* [Problem details]
Find the word "Tailwind" in the data. Return every line where it appears.

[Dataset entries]
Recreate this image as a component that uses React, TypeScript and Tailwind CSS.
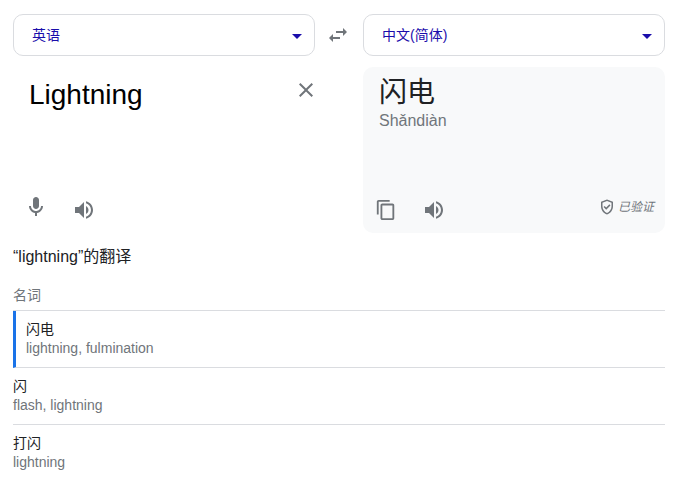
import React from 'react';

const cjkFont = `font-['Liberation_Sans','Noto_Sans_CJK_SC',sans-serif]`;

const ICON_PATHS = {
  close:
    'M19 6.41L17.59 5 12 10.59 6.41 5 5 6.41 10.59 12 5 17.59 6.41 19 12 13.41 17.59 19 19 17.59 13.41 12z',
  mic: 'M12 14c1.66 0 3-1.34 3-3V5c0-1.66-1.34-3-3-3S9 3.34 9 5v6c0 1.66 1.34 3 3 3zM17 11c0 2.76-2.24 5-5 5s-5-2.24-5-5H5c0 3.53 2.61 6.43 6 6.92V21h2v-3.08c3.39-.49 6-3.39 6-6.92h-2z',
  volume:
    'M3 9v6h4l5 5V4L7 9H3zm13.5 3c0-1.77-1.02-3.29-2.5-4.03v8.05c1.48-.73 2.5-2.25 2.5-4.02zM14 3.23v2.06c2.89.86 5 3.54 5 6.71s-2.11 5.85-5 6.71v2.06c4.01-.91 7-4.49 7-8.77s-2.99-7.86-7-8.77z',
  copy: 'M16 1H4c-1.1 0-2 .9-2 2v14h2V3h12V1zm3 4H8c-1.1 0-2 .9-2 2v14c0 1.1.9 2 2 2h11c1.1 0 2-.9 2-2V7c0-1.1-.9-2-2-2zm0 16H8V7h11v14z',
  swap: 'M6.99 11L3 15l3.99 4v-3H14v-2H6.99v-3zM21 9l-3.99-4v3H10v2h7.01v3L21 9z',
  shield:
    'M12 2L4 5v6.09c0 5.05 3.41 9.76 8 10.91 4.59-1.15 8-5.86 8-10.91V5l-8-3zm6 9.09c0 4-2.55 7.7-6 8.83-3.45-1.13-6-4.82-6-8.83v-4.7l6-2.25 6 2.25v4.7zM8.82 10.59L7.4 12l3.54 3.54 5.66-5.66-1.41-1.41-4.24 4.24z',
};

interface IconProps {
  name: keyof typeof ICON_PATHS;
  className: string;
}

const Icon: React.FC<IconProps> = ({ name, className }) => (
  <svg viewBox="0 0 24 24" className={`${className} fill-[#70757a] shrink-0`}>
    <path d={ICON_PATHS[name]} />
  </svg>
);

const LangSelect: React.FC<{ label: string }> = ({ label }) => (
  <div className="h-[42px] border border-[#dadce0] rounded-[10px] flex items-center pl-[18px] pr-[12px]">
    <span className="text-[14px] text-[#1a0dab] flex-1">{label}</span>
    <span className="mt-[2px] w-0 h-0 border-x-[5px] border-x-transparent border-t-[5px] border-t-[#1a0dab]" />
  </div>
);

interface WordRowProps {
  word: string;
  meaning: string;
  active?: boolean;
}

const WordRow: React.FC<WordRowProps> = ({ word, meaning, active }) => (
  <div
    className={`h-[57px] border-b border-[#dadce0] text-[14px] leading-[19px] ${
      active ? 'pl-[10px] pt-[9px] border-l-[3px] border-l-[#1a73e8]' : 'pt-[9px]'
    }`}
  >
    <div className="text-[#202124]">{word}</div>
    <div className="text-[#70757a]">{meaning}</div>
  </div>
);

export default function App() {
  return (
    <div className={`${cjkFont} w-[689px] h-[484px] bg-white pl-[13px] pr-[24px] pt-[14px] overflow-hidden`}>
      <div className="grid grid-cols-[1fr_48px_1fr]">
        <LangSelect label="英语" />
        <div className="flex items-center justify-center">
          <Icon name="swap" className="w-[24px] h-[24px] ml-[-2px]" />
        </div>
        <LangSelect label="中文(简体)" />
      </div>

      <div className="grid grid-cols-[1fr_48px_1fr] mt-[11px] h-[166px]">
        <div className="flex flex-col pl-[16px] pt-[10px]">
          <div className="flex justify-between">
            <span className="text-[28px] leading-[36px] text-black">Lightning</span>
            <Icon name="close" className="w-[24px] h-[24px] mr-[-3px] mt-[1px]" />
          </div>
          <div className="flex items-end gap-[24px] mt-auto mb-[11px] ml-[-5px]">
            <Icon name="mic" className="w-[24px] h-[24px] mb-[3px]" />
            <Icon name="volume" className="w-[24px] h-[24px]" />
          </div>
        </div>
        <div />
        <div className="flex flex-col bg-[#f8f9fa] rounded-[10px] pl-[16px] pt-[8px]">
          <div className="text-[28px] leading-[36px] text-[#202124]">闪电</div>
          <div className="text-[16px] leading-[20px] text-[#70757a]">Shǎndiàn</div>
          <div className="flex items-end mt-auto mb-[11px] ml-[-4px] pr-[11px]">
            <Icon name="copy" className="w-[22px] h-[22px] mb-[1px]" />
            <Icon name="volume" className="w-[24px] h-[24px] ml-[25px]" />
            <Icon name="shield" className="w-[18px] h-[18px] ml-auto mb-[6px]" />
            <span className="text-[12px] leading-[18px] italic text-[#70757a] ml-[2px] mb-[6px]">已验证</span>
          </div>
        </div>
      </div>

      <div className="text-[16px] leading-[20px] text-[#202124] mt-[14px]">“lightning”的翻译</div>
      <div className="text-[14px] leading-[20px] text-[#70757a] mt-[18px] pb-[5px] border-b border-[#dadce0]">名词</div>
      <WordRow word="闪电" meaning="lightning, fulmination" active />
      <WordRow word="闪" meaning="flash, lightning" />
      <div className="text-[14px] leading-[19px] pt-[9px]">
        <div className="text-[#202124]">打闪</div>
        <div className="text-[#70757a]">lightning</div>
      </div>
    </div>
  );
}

* * *

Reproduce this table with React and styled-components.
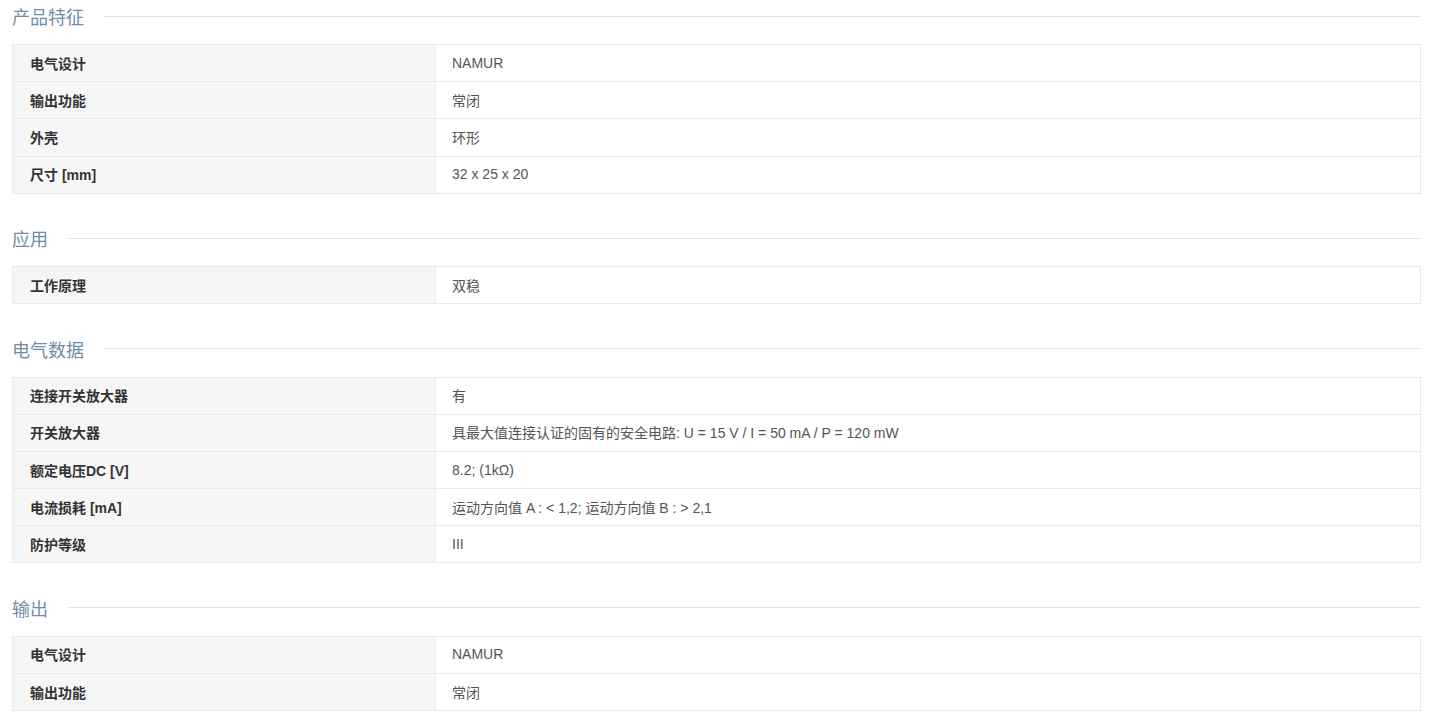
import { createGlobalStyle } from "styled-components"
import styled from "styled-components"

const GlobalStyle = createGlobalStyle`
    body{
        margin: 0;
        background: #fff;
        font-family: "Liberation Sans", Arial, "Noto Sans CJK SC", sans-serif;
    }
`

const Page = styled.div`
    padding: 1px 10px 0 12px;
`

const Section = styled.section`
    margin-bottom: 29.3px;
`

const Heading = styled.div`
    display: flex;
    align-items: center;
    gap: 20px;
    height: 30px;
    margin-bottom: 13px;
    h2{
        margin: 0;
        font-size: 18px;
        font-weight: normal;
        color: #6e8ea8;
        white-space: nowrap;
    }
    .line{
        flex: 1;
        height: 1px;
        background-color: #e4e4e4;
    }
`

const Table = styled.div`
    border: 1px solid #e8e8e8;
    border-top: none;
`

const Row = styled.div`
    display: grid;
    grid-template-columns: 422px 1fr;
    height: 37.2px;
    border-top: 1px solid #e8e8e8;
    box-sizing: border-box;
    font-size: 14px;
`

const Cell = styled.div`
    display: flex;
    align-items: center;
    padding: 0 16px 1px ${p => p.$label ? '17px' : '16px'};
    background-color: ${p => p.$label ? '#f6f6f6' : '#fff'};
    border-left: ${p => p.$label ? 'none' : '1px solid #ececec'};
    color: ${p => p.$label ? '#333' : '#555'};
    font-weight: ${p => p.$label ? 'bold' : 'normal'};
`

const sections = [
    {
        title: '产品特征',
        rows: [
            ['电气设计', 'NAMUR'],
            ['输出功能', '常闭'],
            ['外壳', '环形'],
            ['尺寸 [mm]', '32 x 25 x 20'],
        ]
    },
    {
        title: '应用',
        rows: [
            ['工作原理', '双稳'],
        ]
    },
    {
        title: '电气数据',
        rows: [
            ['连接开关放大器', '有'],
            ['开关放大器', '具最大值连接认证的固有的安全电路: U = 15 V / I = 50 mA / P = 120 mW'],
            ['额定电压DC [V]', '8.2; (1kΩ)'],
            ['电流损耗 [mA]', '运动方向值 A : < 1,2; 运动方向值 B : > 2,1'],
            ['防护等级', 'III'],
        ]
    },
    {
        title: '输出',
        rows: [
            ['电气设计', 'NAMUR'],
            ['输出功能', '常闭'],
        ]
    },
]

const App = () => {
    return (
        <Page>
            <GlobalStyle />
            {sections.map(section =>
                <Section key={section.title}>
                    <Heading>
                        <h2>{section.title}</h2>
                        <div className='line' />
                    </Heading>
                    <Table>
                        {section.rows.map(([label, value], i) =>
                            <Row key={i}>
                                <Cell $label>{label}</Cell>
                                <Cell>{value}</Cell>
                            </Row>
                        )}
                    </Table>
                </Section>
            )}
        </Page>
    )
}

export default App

...

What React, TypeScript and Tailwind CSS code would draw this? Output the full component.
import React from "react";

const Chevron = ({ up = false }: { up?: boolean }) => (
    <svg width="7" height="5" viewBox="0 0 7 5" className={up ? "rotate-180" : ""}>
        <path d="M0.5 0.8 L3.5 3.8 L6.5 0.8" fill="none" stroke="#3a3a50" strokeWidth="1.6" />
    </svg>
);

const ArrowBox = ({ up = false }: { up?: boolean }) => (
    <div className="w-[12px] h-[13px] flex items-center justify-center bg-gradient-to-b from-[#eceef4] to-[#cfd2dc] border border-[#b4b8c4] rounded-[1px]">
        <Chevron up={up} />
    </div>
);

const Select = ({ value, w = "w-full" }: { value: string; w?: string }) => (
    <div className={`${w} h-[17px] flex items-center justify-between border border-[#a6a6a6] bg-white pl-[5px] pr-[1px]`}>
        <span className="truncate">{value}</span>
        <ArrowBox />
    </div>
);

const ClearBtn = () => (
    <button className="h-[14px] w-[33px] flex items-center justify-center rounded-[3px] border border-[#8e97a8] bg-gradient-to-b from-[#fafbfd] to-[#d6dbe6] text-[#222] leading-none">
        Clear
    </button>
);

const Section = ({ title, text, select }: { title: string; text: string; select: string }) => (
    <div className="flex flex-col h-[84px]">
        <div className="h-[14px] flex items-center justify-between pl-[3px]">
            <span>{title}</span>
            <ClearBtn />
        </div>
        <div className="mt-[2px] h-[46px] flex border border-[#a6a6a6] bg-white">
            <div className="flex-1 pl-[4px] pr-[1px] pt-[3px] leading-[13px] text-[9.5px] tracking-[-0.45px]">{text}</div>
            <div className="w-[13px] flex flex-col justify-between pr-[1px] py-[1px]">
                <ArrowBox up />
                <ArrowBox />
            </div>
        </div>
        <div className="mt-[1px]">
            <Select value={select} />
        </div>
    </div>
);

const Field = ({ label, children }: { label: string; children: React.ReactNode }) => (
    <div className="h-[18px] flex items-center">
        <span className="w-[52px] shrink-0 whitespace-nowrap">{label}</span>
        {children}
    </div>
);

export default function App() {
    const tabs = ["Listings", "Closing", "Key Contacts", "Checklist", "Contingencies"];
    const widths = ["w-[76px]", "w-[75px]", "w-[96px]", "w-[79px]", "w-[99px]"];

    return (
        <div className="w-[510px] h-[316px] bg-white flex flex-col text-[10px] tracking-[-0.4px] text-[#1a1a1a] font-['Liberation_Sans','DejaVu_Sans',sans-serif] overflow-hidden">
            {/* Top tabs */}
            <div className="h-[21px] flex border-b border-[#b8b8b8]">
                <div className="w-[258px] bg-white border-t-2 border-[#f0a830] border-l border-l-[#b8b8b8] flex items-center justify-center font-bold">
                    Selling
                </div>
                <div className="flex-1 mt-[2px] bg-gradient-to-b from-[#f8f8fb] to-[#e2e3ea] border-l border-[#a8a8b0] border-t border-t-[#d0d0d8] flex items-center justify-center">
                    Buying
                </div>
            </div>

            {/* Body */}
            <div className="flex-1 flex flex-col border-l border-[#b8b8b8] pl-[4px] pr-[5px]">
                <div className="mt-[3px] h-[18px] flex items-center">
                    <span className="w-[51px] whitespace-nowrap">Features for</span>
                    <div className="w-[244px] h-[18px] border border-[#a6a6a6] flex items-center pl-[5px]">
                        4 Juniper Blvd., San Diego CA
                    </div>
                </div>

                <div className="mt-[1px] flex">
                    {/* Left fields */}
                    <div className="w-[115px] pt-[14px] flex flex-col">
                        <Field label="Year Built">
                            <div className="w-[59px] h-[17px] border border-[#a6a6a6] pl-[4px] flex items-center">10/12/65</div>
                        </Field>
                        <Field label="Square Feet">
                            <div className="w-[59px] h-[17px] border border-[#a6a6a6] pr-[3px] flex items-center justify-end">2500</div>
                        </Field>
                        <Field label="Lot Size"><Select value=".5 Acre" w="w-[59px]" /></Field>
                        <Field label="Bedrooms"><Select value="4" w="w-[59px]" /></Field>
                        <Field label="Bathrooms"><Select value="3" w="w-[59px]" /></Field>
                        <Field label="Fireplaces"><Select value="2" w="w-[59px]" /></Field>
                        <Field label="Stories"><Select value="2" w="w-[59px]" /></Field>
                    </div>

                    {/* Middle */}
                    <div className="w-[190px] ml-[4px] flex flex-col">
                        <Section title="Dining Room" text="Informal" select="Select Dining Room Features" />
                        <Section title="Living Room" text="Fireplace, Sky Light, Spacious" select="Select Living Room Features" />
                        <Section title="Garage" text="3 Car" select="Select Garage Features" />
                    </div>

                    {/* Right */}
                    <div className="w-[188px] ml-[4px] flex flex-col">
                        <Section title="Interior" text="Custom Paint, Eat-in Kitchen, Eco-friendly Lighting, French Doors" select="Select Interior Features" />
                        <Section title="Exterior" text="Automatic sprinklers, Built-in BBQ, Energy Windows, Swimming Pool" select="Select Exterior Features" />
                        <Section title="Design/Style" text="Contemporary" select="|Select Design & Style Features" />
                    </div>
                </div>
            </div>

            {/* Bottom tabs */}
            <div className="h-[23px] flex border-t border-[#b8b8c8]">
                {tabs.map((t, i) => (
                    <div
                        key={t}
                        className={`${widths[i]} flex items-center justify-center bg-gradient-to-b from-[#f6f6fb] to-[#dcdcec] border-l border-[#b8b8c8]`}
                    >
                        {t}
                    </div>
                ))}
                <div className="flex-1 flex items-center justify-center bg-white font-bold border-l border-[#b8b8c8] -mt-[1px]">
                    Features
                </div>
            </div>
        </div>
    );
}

* [Response below]
Recreate this image as a component that uses React, TypeScript and Tailwind CSS.
What React, TypeScript and Tailwind CSS code would draw this? Output the full component.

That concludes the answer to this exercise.